Arches National Park is a US National Park in eastern Utah. The park is located on the Colorado River 4 miles (6 km) north of Moab, Utah. It is known for containing over 2,000 natural sandstone arches, including the World-famous Delicate Arch, in addition to a variety of unique geological resources and formations.
The park is located just outside of Moab, Utah, and is 76,679 acres (119.811 sq mi; 31,031 ha; 310.31 sq km) in area. Its highest elevation is 5,653 feet (1,723 m) at Elephant Butte, and its lowest elevation is 4,085 feet (1,245 m) at the visitor center. Forty-three arches are known to have collapsed since 1977. The park receives 10 inches (250 mm) of rain a year on average.
Administered by the National Park Service, the area was originally named a National Monument on April 12, 1929. It was redesignated as a National Park on November 12, 1971.

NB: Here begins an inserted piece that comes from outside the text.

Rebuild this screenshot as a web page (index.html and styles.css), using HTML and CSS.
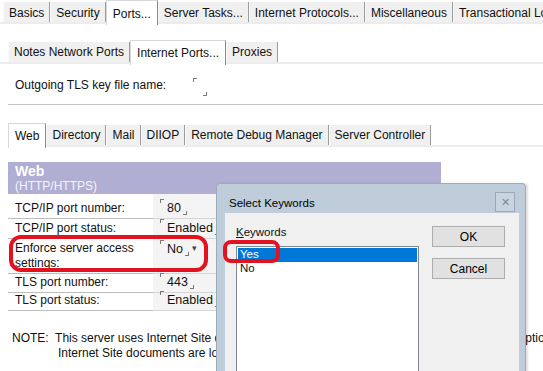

Climbing on named arches within the park has long been banned by park regulations. Following Dean Potter's successful free climb on the Delicate Arch in May 2006, however, the wording of the regulations was deemed unenforceable by the park attorney. The park revised its regulations as follows in response:
All rock climbing or similar activities on any arch or natural bridge named on the United States Geological Survey 7.5 minute topographical maps covering Arches National Park are prohibited.
Climbing on other features in the park is allowed, but regulated. The revised regulations also prohibit slacklining parkwide. Approved recreational activities include auto touring, backpacking, biking, camping, and hiking, some of which require permits. Guided commercial tours and ranger programs are also available.
Astronomy is also popular in the park due to its dark skies despite the increasing light pollution from towns like Moab.